2. Zions Bancorporation's return on equity is weak
According to the FDIC's most recent Quarterly Banking Profile, the average return on equity, or ROE, for banks with total assets greater than $10 billion was 9.69%.
Zions Bancorp reported ROE of 8.23% in the second quarter of 2014, trailing its peers by nearly 150 basis points. Going back to analyze the trend, we can clearly see Zions consistently trailing the rest of the industry going back over the past three years.
Until Zions Bancorporation is able to improve profitability and raise its return on equity results, the stock is going to have a hard time moving any higher.

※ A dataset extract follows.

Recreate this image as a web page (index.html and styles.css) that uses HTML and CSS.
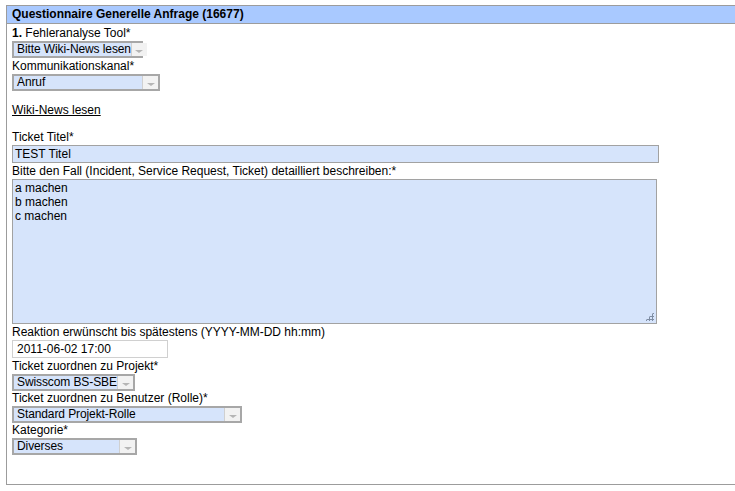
FILE: index.html
```html
<!DOCTYPE html>
<html>
<head>
<meta charset="utf-8">
<link rel="stylesheet" href="styles.css">
</head>
<body>
<div class="panel">
  <div class="panel-head">Questionnaire Generelle Anfrage (16677)</div>
  <div class="panel-body">
    <div class="label"><b>1.</b> Fehleranalyse Tool*</div>
    <div class="select w-131"><span class="val">Bitte Wiki-News lesen</span><span class="btn"><span class="arrow"></span></span></div>
    <div class="label">Kommunikationskanal*</div>
    <div class="select w-148"><span class="val">Anruf</span><span class="btn"><span class="arrow"></span></span></div>
    <div class="spacer"></div>
    <div class="label"><a class="link" href="#">Wiki-News lesen</a></div>
    <div class="spacer"></div>
    <div class="label">Ticket Titel*</div>
    <div class="input wide">TEST Titel</div>
    <div class="label">Bitte den Fall (Incident, Service Request, Ticket) detailliert beschreiben:*</div>
    <div class="textarea">a machen<br>b machen<br>c machen<span class="grip"></span></div>
    <div class="label">Reaktion erwünscht bis spätestens (YYYY-MM-DD hh:mm)</div>
    <div class="input date">2011-06-02 17:00</div>
    <div class="label">Ticket zuordnen zu Projekt*</div>
    <div class="select w-123"><span class="val">Swisscom BS-SBE</span><span class="btn"><span class="arrow"></span></span></div>
    <div class="label tight">Ticket zuordnen zu Benutzer (Rolle)*</div>
    <div class="select w-230"><span class="val">Standard Projekt-Rolle</span><span class="btn"><span class="arrow"></span></span></div>
    <div class="label tight">Kategorie*</div>
    <div class="select w-125"><span class="val">Diverses</span><span class="btn"><span class="arrow"></span></span></div>
  </div>
</div>
</body>
</html>
```
FILE: styles.css
```css
html, body { margin: 0; padding: 0; background: #fff; }
body {
  font-family: "Liberation Sans", Arial, sans-serif;
  font-size: 12px;
  color: #000;
  padding: 5px 0 0 6px;
}
.panel {
  width: 740px;
  height: 480px;
  box-sizing: border-box;
  border: 1px solid #9c9c9c;
  border-right: none;
}
.panel-head {
  background: #a9c9ff;
  font-weight: bold;
  height: 17px;
  line-height: 17px;
  padding-left: 5px;
  border-bottom: 1px solid #9c9c9c;
}
.panel-body {
  padding: 1px 0 0 5px;
}
.label {
  height: 16px;
  line-height: 16px;
}
.label.tight { height: 15px; line-height: 15px; }
.spacer { height: 11px; }
.link { color: #000; text-decoration: underline; }
.select {
  display: flex;
  height: 17px;
  box-sizing: border-box;
  border: 2px solid #a7a7a7;
  background: #d6e4fb;
}
.select .val {
  flex: 1;
  line-height: 13px;
  padding-left: 3px;
  white-space: nowrap;
  letter-spacing: -0.1px;
}
.select .btn {
  flex: none;
  width: 15px;
  background: #f2f2f2;
  border-left: 1px solid #d0d0d0;
  display: flex;
  align-items: center;
  justify-content: center;
}
.select .arrow {
  width: 0; height: 0;
  border-left: 4px solid transparent;
  border-right: 4px solid transparent;
  border-top: 3px solid #b5b5b5;
  margin-top: 3px;
}
.w-131 { width: 131px; }
.w-148 { width: 148px; }
.w-123 { width: 123px; }
.w-230 { width: 230px; }
.w-125 { width: 125px; }
.input {
  box-sizing: border-box;
  height: 18px;
  line-height: 16px;
  padding-left: 2px;
  border: 1px solid #a2a2a2;
  background: #d6e4fb;
}
.wide { width: 647px; }
.date { width: 156px; background: #fff; border-color: #d0d0d0; padding-left: 4px; }
.textarea {
  position: relative;
  box-sizing: border-box;
  width: 645px;
  height: 145px;
  border: 1px solid #a2a2a2;
  background: #d6e4fb;
  padding: 1px 2px 0;
  line-height: 14px;
}
.grip {
  position: absolute;
  right: 2px; bottom: 2px;
  width: 9px; height: 9px;
  background:
    radial-gradient(circle, #7f8da3 1px, transparent 1.2px) 0 0 / 3px 3px;
  clip-path: polygon(100% 0, 100% 100%, 0 100%);
}
```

3. Interest rates could stay low longer than expected
Over the past few quarters, management at Zions Bancorp has repeatedly pointed to how well the bank is positioned for interest rates to rise. As of now, most analysts expect that to happen in the next 12-18 months.
The problem for Zions is that the bank's net interest margins -- that is, the profits the bank makes from deposits and loans -- have been performing gradually worse and worse over the past 12 quarters. If rates don't rise soon, that trend will likely continue.
Over the past three years, Zions' net interest margin has declined from 4.58% to 3.57% today, per the bank's quarterly filings with the FDIC. For comparison, the bank's closest 100 peers have seen stable margins over that time, declining from 3.71% to 3.67%.
As seen in the chart below, the trend is painfully clear for Zions investors. If rates don't rise soon, the bank will likely continue to fall behind its competitors, putting further pressure on the bottom line:
Zions Bancorporation has made tremendous progress since the financial crisis, primarily through the diligent rehabilitation of the bank's problem loan portfolio.
Even with that though, the stock is far from a sure thing. Those improvements have propelled the stock nearly 300% higher over the past few years, even though that rebound doesn't come close to returning the stock to it's pre-crisis highs. Zions Bancorporation will need to overcome these three headwinds to reduce the risk that its stock could fall.
Jay Jenkins has no position in any stocks mentioned. The Motley Fool has no position in any of the stocks mentioned. Try any of our Foolish newsletter services free for 30 days. We Fools may not all hold the same opinions, but we all believe that considering a diverse range of insights makes us better investors. The Motley Fool has a disclosure policy.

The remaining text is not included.